With my relationship, well that unfurled pretty quickly. I am a terrible communicator who doesn’t respond to texts immediately and in this case the time difference wasn’t on our side either. I’d be on, ‘Good morning’ and the other person was on ‘Good night’ not to mention I now had a job which meant I didn’t spend as much time on my phone as I had before. Soon there was a lot of fighting, jealousy, feeling neglected and I purposefully started to refuse to open texts or pick their calls because all we ever did was fight and I was tired of it. Soon we ended it. I think on my part, I was inundated with the deluge of everything else that was going on that the breakup wasn’t really felt.
Clarity being the child of hindsight, I know now that I should have been honest with my ex. You see days before my flight was to take off, I knew our relationship wouldn’t survive it. I had slept next to this person whispering to them promises of forever when my whole body knew that once I was on the other side of the departures, that was it for us. I don’t mean to sound callous, I just feel like the main reason I made lots of promises was to run away from that which I knew was inevitable. I was trying to convince myself more than I was them. I promised & promised but no promise can withstand the harshness of foreboding.
In the transit lounge, cold & alone, I felt a pain and guilt so deep I hunched over in my chair. I knew. But still even after I touched down, I tried to maintain the illusion with texts and phonecalls and those dreaded promises yet again. Maybe if I had been honest, it could have at least ended civilly and a friendship maintained because now, we don’t even talk anymore.
But I digress. Back to my new life in the new world.
I had never worked a day in my life and now my first job was in very developed country. Different accents, different expectations, their way of life vastly dissimilar to the one back home, their systems work very differently and you have to catch up very fast or fall out. It was a case of if you can’t handle the heat, get out of the kitchen!
How I missed my mother in those moments! How I missed my best friends! With no one to turn to, I threw myself in the workforce. An immigrant even though legal, it’s tough living in a country where everyday the news is full of immigrant deportations and incarcerations. Having to look over one’s shoulder day in day out wasn’t something I was used to. Trading in my piece of mind for the almighty dollar. The American dream does come at a steep price.
I would give a detailed description of all that I went through but I hesitate to. I am reluctant to blog about moments in my life when life brought me to my knees and I cried so much to a point of being cried out. Forgive me, but I would like to preserve some of my dignity.
I realise now that foundation was too weak and I needed a stronger one.

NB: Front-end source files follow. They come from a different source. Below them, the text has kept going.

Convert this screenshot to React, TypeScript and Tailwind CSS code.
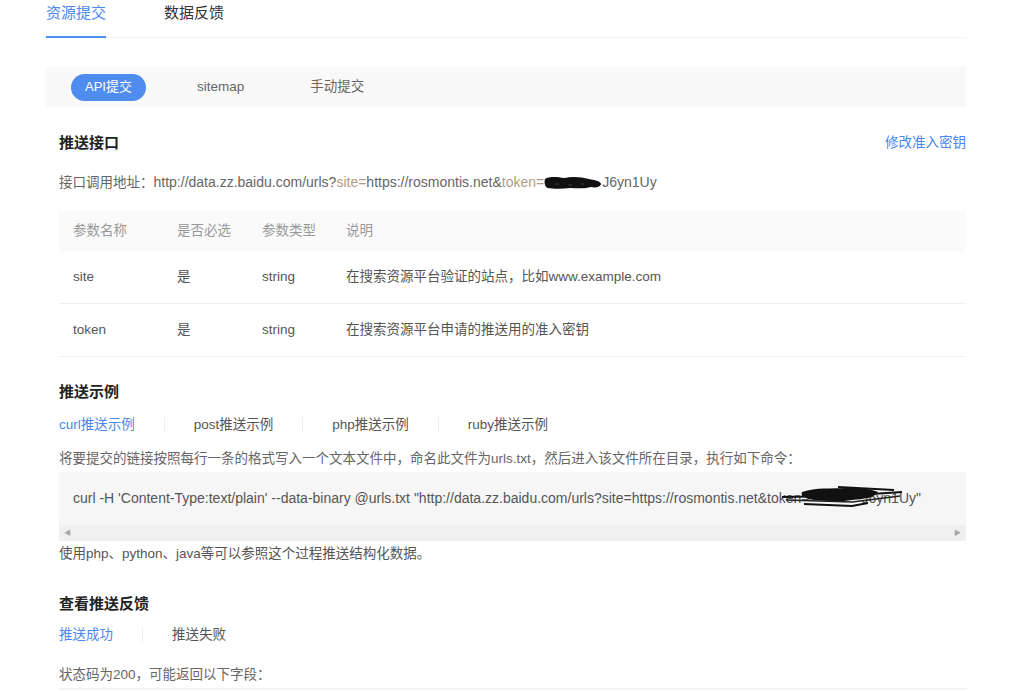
const blue = "text-[#4a87ef]";

function TopTabs() {
  return (
    <div className="flex border-b border-[#f2f2f2] h-[38px] text-[15px]">
      <div className={`h-[38px] pt-[1px] leading-[24px] border-b-2 border-[#4f8cf0] ${blue}`}>资源提交</div>
      <div className="h-[38px] pt-[1px] leading-[24px] ml-[58px] text-[#333]">数据反馈</div>
    </div>
  );
}

function SubmitTypes() {
  return (
    <div className="mt-[29px] h-[40px] bg-[#f9f9f9] flex items-center text-[13.5px] text-[#666]">
      <div className="ml-[25px] w-[75px] h-[27px] rounded-full bg-[#4f8cf0] text-white text-[13px] flex items-center justify-center">
        API提交
      </div>
      <div className="ml-[51px]">sitemap</div>
      <div className="ml-[66px]">手动提交</div>
    </div>
  );
}

function Blob() {
  return (
    <svg width="58" height="15" viewBox="0 0 62 15" preserveAspectRatio="none" className="inline-block align-[-3px]">
      <path
        d="M1 4 C6 1 14 2 22 3 C30 1 40 2 48 4 C54 5 60 6 61 9 C60 12 56 13 50 12 C44 14 36 13 28 13 C20 14 10 14 4 13 C1 12 0 8 1 4 Z"
        fill="#111"
      />
      <path d="M12 9 L16 9 M26 10 L30 10 M40 9 L43 9" stroke="#444" strokeWidth="1" />
    </svg>
  );
}

function Scribble() {
  return (
    <svg
      width="124"
      height="24"
      viewBox="0 0 124 24"
      className="absolute left-[-4px] top-[-6px] pointer-events-none"
    >
      <path d="M0 13 L60 12 L120 8" stroke="#111" strokeWidth="2" fill="none" />
      <path d="M4 16 L70 18 L118 12" stroke="#222" strokeWidth="1.5" fill="none" />
      <path
        d="M20 8 C34 3 50 5 64 4 C76 3 88 5 96 8 C92 14 82 15 70 16 C58 18 44 17 32 16 C24 15 18 12 20 8 Z"
        fill="#111"
      />
      <path d="M22 20 L70 22 L86 19" stroke="#111" strokeWidth="2" fill="none" />
      <path d="M56 3 L112 6" stroke="#111" strokeWidth="2" fill="none" />
    </svg>
  );
}

const params = [
  { name: "site", req: "是", type: "string", desc: "在搜索资源平台验证的站点，比如www.example.com" },
  { name: "token", req: "是", type: "string", desc: "在搜索资源平台申请的推送用的准入密钥" },
];

function ParamTable() {
  return (
    <div className="mt-[17px] text-[13.5px]">
      <div className="h-[40px] bg-[#fafafa] flex items-center text-[#999]">
        <div className="w-[118px] pl-[14px]">参数名称</div>
        <div className="w-[85px]">是否必选</div>
        <div className="w-[84px]">参数类型</div>
        <div>说明</div>
      </div>
      {params.map((p) => (
        <div key={p.name} className="h-[53px] border-b border-[#f0f0f0] flex items-center text-[#555]">
          <div className="w-[118px] pl-[14px]">{p.name}</div>
          <div className="w-[85px]">{p.req}</div>
          <div className="w-[84px]">{p.type}</div>
          <div>{p.desc}</div>
        </div>
      ))}
    </div>
  );
}

function SubTabs({ items }: { items: string[] }) {
  return (
    <div className="flex items-center leading-[22px] text-[13.5px]">
      {items.map((t, i) => (
        <div key={t} className="flex items-center">
          {i > 0 && <div className="w-px h-[16px] bg-[#eeeeee]" />}
          <div className={`${i > 0 ? "px-[29px] text-[#555]" : `pr-[29px] ${blue}`}`}>{t}</div>
        </div>
      ))}
    </div>
  );
}

function CodeBox() {
  return (
    <div className="mt-[2px] h-[69px] bg-[#f6f6f6] flex flex-col">
      <div className="flex-1 pl-[14px] pt-[15px] leading-[22px] text-[14px] text-[#555] whitespace-nowrap overflow-hidden">
        curl -H 'Content-Type:text/plain' --data-binary @urls.txt "http://data.zz.baidu.com/urls?site=https://rosmontis.net&amp;tok
        <span className="relative">
          en=<span className="inline-block w-[52px]" />J6yn1Uy"
          <Scribble />
        </span>
      </div>
      <div className="h-[16px] bg-[#f0f0f0] flex items-center justify-between px-[5px] text-[7px] text-[#a8a8a8]">
        <span>◀</span>
        <span>▶</span>
      </div>
    </div>
  );
}

export default function App() {
  return (
    <div className="min-h-screen bg-white font-['Liberation_Sans','Noto_Sans_CJK_SC',sans-serif]">
      <div className="ml-[46px] w-[920px]">
        <TopTabs />
        <SubmitTypes />

        <div className="pl-[13px]">
          <div className="mt-[25px] flex items-center justify-between leading-[22px]">
            <div className="text-[15px] font-bold text-[#222]">推送接口</div>
            <a href="#" className={`text-[13.5px] ${blue}`}>修改准入密钥</a>
          </div>

          <div className="mt-[17px] leading-[22px] text-[14px] text-[#666] whitespace-nowrap">
            <span className="text-[13.5px]">接口调用地址：</span>http://data.zz.baidu.com/urls?<span className="text-[#b39b86]">site=</span>https://rosmontis.net&amp;<span className="text-[#b39b86]">token=</span><Blob />J6yn1Uy
          </div>

          <ParamTable />

          <div className="mt-[24px] text-[15px] font-bold text-[#222] leading-[22px]">推送示例</div>
          <div className="mt-[11px]">
            <SubTabs items={["curl推送示例", "post推送示例", "php推送示例", "ruby推送示例"]} />
          </div>
          <div className="mt-[12px] leading-[22px] text-[13.5px] text-[#666]">
            将要提交的链接按照每行一条的格式写入一个文本文件中，命名此文件为urls.txt，然后进入该文件所在目录，执行如下命令：
          </div>
          <CodeBox />
          <div className="mt-[2px] leading-[22px] text-[13.5px] text-[#555]">
            使用php、python、java等可以参照这个过程推送结构化数据。
          </div>

          <div className="mt-[28px] text-[15px] font-bold text-[#222] leading-[22px]">查看推送反馈</div>
          <div className="mt-[9px]">
            <SubTabs items={["推送成功", "推送失败"]} />
          </div>
          <div className="mt-[18px] leading-[22px] text-[13.5px] text-[#666]">
            状态码为200，可能返回以下字段：
          </div>
          <div className="mt-[2px] h-[40px] bg-[#fafafa] border-t border-[#f0f0f0]" />
        </div>
      </div>
    </div>
  );
}
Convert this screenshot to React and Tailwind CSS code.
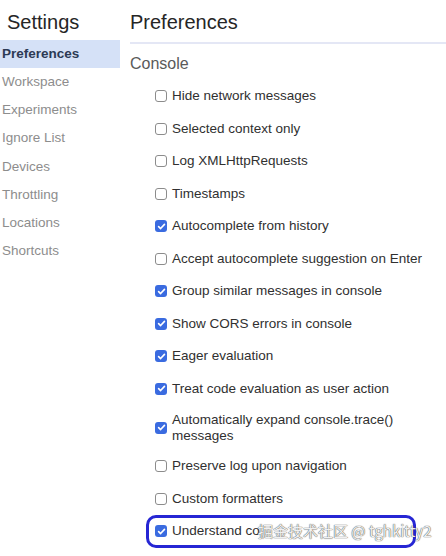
import React from 'react';

const navItems = [
  'Preferences',
  'Workspace',
  'Experiments',
  'Ignore List',
  'Devices',
  'Throttling',
  'Locations',
  'Shortcuts',
];

const options = [
  { label: 'Hide network messages', checked: false },
  { label: 'Selected context only', checked: false },
  { label: 'Log XMLHttpRequests', checked: false },
  { label: 'Timestamps', checked: false },
  { label: 'Autocomplete from history', checked: true },
  { label: 'Accept autocomplete suggestion on Enter', checked: false },
  { label: 'Group similar messages in console', checked: true },
  { label: 'Show CORS errors in console', checked: true },
  { label: 'Eager evaluation', checked: true },
  { label: 'Treat code evaluation as user action', checked: true },
  { label: 'Automatically expand console.trace() messages', checked: true, multi: true },
  { label: 'Preserve log upon navigation', checked: false },
  { label: 'Custom formatters', checked: false },
];

const Checkbox = ({ checked }) =>
  checked ? (
    <span className="w-[12px] h-[12px] shrink-0 rounded-[3px] bg-[#3a6be0] flex items-center justify-center">
      <svg width="9" height="9" viewBox="0 0 10 10" fill="none">
        <path d="M1.8 5.2 L4 7.3 L8.3 2.6" stroke="white" strokeWidth="1.8" strokeLinecap="round" strokeLinejoin="round" />
      </svg>
    </span>
  ) : (
    <span className="w-[12px] h-[12px] shrink-0 rounded-[3px] border border-[#8c8c8c] bg-white" />
  );

const App = () => {
  return (
    <div
      className="w-[446px] h-[556px] bg-white flex overflow-hidden"
      style={{ fontFamily: '"Liberation Sans", Arial, sans-serif' }}
    >
      {/* Sidebar */}
      <div className="w-[120px] shrink-0 pt-[9px]">
        <h1 className="pl-[7px] text-[20px] leading-[26px] text-[#262626]">Settings</h1>
        <div className="mt-[5px]">
          {navItems.map((item, i) => (
            <div
              key={item}
              className={`h-[28.15px] flex items-center pl-[2px] text-[13.5px] ${
                i === 0 ? 'bg-[#d5e1f7] text-[#2c3a55] font-bold' : 'text-[#8d8d8d]'
              }`}
            >
              {item}
            </div>
          ))}
        </div>
      </div>

      {/* Main */}
      <div className="flex-1 pl-[10px]">
        <div className="pt-[9px] pb-[7px] border-b-2 border-[#e4e7f5]">
          <h2 className="text-[20px] leading-[26px] text-[#262626]">Preferences</h2>
        </div>
        <h3 className="mt-[10px] text-[16px] leading-[20px] text-[#5a5a5a]">Console</h3>
        <div className="mt-[6px] pl-[25px]">
          {options.map((opt) => (
            <div
              key={opt.label}
              className={`flex items-center gap-[5px] pr-[20px] ${opt.multi ? 'py-[6.5px]' : 'py-[8.25px]'}`}
            >
              <Checkbox checked={opt.checked} />
              <span className="text-[13.5px] leading-[16px] text-[#303030]">{opt.label}</span>
            </div>
          ))}
          <div className="relative flex items-center gap-[5px] py-[8.25px]">
            <Checkbox checked />
            <span className="text-[13.5px] leading-[16px] text-[#303030]">Understand co</span>
            <div className="absolute left-[-9px] top-[0px] w-[270px] h-[33px] rounded-[10px] border-[3px] border-[#2626d4]" />
            <span
              className="absolute left-[103px] top-[7px] text-[15px] leading-[18px] text-[#f0f0f0] whitespace-nowrap"
              style={{
                fontFamily: '"Noto Sans CJK SC", "Liberation Sans", sans-serif',
                textShadow: '0 0 1px #555, 0 0 1px #555',
              }}
            >
              掘金技术社区 @ tghkitty2
            </span>
          </div>
        </div>
      </div>
    </div>
  );
};

export default App;
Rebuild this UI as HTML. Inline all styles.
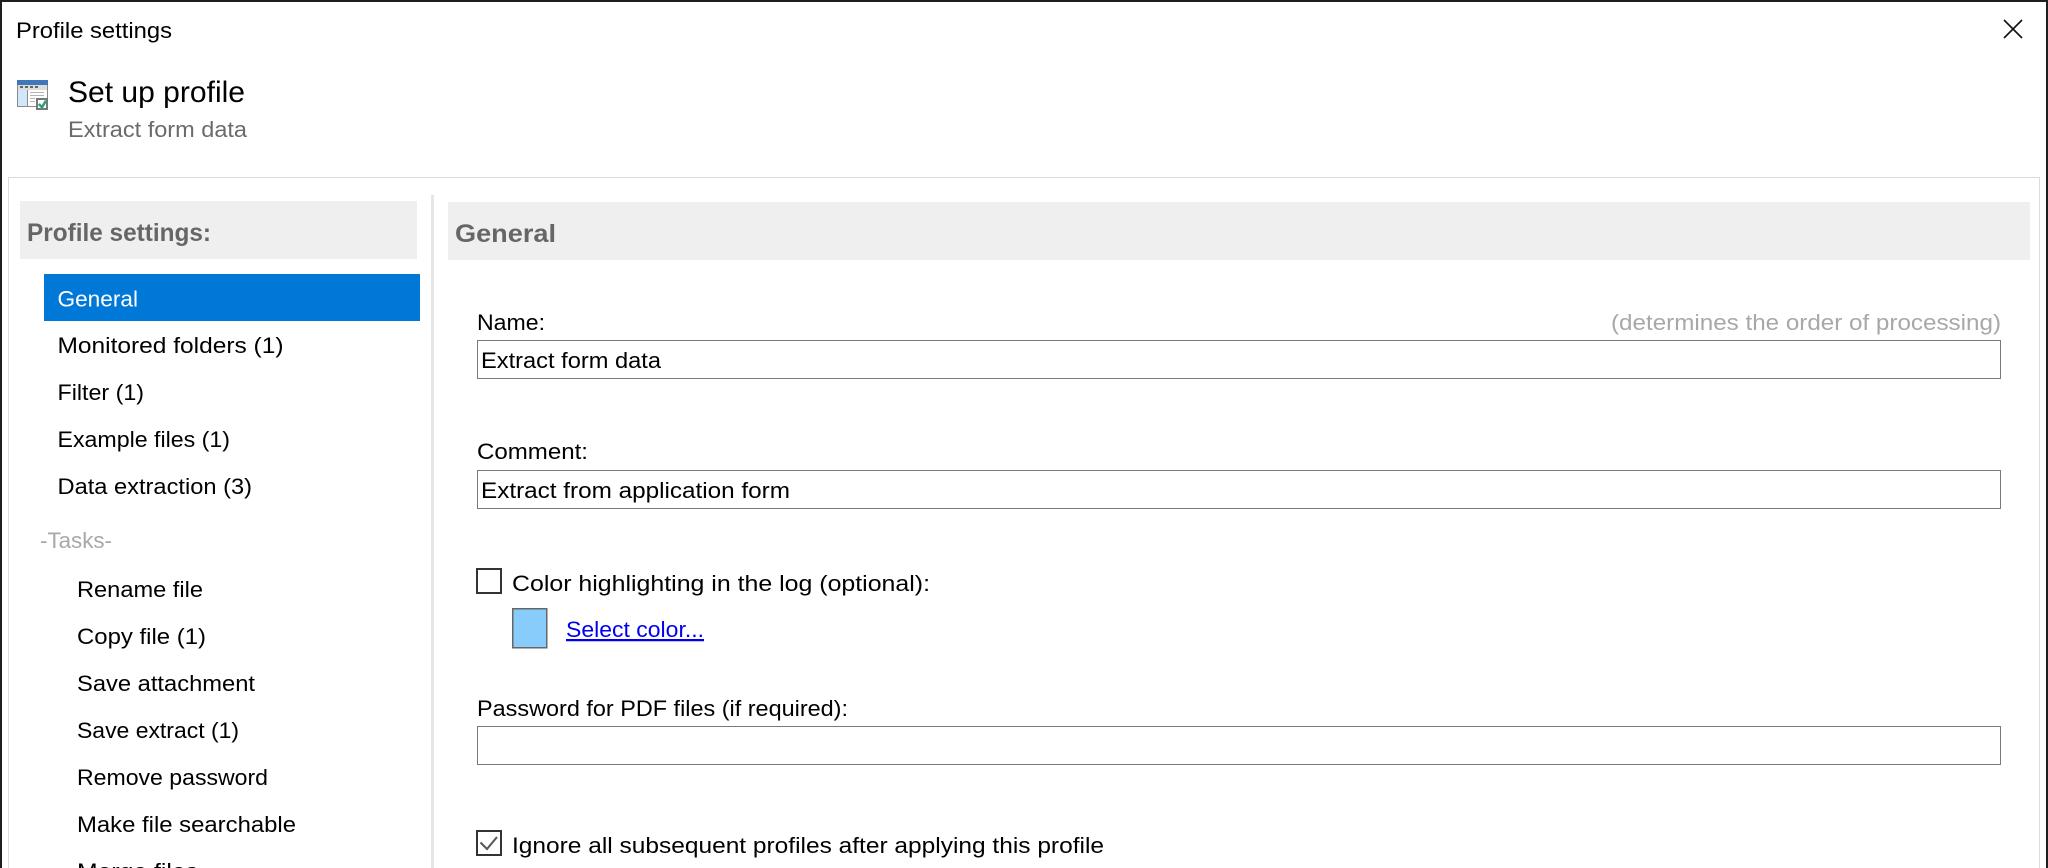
<!DOCTYPE html>
<html lang="en">
<head>
<meta charset="utf-8">
<title>Profile settings</title>
<style>
html,body{margin:0;padding:0;background:#fff;width:2048px;height:868px;overflow:hidden}
svg{display:block}
text{font-family:"Liberation Sans",sans-serif;font-size:22.5px;fill:#000}
.g{fill:#a8a8a8}
.h{font-weight:bold;font-size:25px;fill:#666}
</style>
</head>
<body>
<svg width="2048" height="868" viewBox="0 0 2048 868" xmlns="http://www.w3.org/2000/svg">
<rect width="2048" height="868" fill="#1f1f1c"/>
<rect x="2" y="2" width="2044" height="866" fill="#fff"/>
<rect x="8.5" y="177.5" width="2031" height="700" fill="#fff" stroke="#dcdcdc"/>

<text x="16" y="38" textLength="156" lengthAdjust="spacingAndGlyphs">Profile settings</text>
<path d="M2004 20L2022 38M2022 20L2004 38" stroke="#111" stroke-width="1.6" fill="none"/>

<!-- header icon -->
<rect x="17.500" y="80.500" width="30" height="26" fill="#fff" stroke="#8a8a8a"/>
<rect x="17" y="80" width="31" height="5" fill="#3f78b8"/>
<rect x="18" y="85" width="29" height="5" fill="#dcdcdc"/>
<path d="M20 86h3v2h-3zM25 86h3v2h-3zM30 86h3v2h-3zM35 86h3v2h-3z" fill="#666"/>
<rect x="18" y="90" width="9" height="16" fill="#cfe8fb"/>
<path d="M27.500 90v16" stroke="#8a8a8a"/>
<path d="M30 92.500h14M30 95.500h14M30 98.500h5M30 101.500h5" stroke="#b5b5b5"/>
<rect x="37" y="99" width="10" height="10" fill="#fff" stroke="#777" stroke-width="2"/>
<path d="M38.800 104l3.200 3.200 4-6.500" stroke="#2f9e73" stroke-width="2.500" fill="none"/>

<text x="68" y="102" style="font-size:30px" textLength="177" lengthAdjust="spacingAndGlyphs">Set up profile</text>
<text x="68" y="137" style="fill:#6b6b6b" textLength="179" lengthAdjust="spacingAndGlyphs">Extract form data</text>

<!-- left column -->
<rect x="20" y="201" width="397" height="58" fill="#efefef"/>
<text x="27" y="241" class="h" textLength="184" lengthAdjust="spacingAndGlyphs">Profile settings:</text>
<rect x="44" y="274" width="376" height="47" fill="#0078d7"/>
<text x="57.500" y="306.500" style="fill:#fff" textLength="80.500" lengthAdjust="spacingAndGlyphs">General</text>
<text x="57.500" y="353" textLength="226" lengthAdjust="spacingAndGlyphs">Monitored folders (1)</text>
<text x="57.500" y="400" textLength="86.500" lengthAdjust="spacingAndGlyphs">Filter (1)</text>
<text x="57.500" y="447" textLength="172.500" lengthAdjust="spacingAndGlyphs">Example files (1)</text>
<text x="57.500" y="494" textLength="194.500" lengthAdjust="spacingAndGlyphs">Data extraction (3)</text>
<text x="40" y="548" class="g" textLength="72" lengthAdjust="spacingAndGlyphs">-Tasks-</text>
<text x="77" y="597" textLength="126" lengthAdjust="spacingAndGlyphs">Rename file</text>
<text x="77" y="644" textLength="129" lengthAdjust="spacingAndGlyphs">Copy file (1)</text>
<text x="77" y="691" textLength="178" lengthAdjust="spacingAndGlyphs">Save attachment</text>
<text x="77" y="738" textLength="162" lengthAdjust="spacingAndGlyphs">Save extract (1)</text>
<text x="77" y="785" textLength="191" lengthAdjust="spacingAndGlyphs">Remove password</text>
<text x="77" y="832" textLength="219" lengthAdjust="spacingAndGlyphs">Make file searchable</text>
<text x="77" y="879" textLength="121" lengthAdjust="spacingAndGlyphs">Merge files</text>

<rect x="431" y="195" width="3" height="673" fill="#e6e6e6"/>

<!-- right column -->
<rect x="448" y="202" width="1582" height="58" fill="#efefef"/>
<text x="455" y="242" class="h" textLength="101" lengthAdjust="spacingAndGlyphs">General</text>

<text x="477" y="330" textLength="68" lengthAdjust="spacingAndGlyphs">Name:</text>
<text x="1611" y="330" class="g" textLength="390" lengthAdjust="spacingAndGlyphs">(determines the order of processing)</text>
<rect x="477.500" y="340.500" width="1523" height="38" fill="#fff" stroke="#7a7a7a"/>
<text x="481" y="368" textLength="180" lengthAdjust="spacingAndGlyphs">Extract form data</text>

<text x="477" y="459" textLength="111" lengthAdjust="spacingAndGlyphs">Comment:</text>
<rect x="477.500" y="470.500" width="1523" height="38" fill="#fff" stroke="#7a7a7a"/>
<text x="481" y="498" textLength="309" lengthAdjust="spacingAndGlyphs">Extract from application form</text>

<rect x="477" y="569" width="24" height="24" fill="#fff" stroke="#333" stroke-width="2"/>
<text x="512" y="591" textLength="418" lengthAdjust="spacingAndGlyphs">Color highlighting in the log (optional):</text>
<rect x="512.750" y="608.750" width="34" height="39" fill="#88ccfb" stroke="#666" stroke-width="1.500"/>
<text x="566" y="637" style="fill:#0000ee" textLength="138" lengthAdjust="spacingAndGlyphs" text-decoration="underline">Select color...</text>

<text x="477" y="716" textLength="371" lengthAdjust="spacingAndGlyphs">Password for PDF files (if required):</text>
<rect x="477.500" y="726.500" width="1523" height="38" fill="#fff" stroke="#7a7a7a"/>

<rect x="477" y="831" width="24" height="24" fill="#fff" stroke="#333" stroke-width="2"/>
<path d="M480.500 842.500l6.500 6.500 10-12" stroke="#555" stroke-width="2" fill="none"/>
<text x="512" y="853" textLength="592" lengthAdjust="spacingAndGlyphs">Ignore all subsequent profiles after applying this profile</text>
</svg>
</body>
</html>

I had to be broken in order to be reassembled. Life didn’t ask, it didn’t warn. It just hit and like a tornado, it hit hard. I had two options, to bend like a strong reed before stronger forces and survive the aftermath or be as unbending as a hard oak and perish in the storm. I chose to swallow my pride, be strong and bend. Strong endures, hard breaks.
Picking up the broken pieces of myself, I remember thanking the universe that I didn’t have to do it alone because I don’t think I would have been able to. In this land of George Washington, I found new friends who have since become family. Boundless kindness and benevolence from strangers you have only known a few months is a divinity much more pure than virginity. A new home, a new life, being able to laugh again and somewhere to belong. Like a glow stick, I had to be broken so that my light could start to shine.
As a result I am tougher now, more resilient with a firm resolution to make it in America. To be successful in career, in love and life as a whole. The girl my mother put on a flight a year ago was a mere embryo helpless and clueless. She became a caterpillar and molted into something with a thicker skin but that process is still happening. I am still molting. A self-aware work-in-progress hoping to find inner-peace as a chrysalis and soon burst forth a beautiful butterfly. I am working very hard towards it. My name means butterfly. And a butterfly I shall be. For those of you that don’t know me, allow me to please introduce myself.
Hi, my name is Vanessa and I am becoming.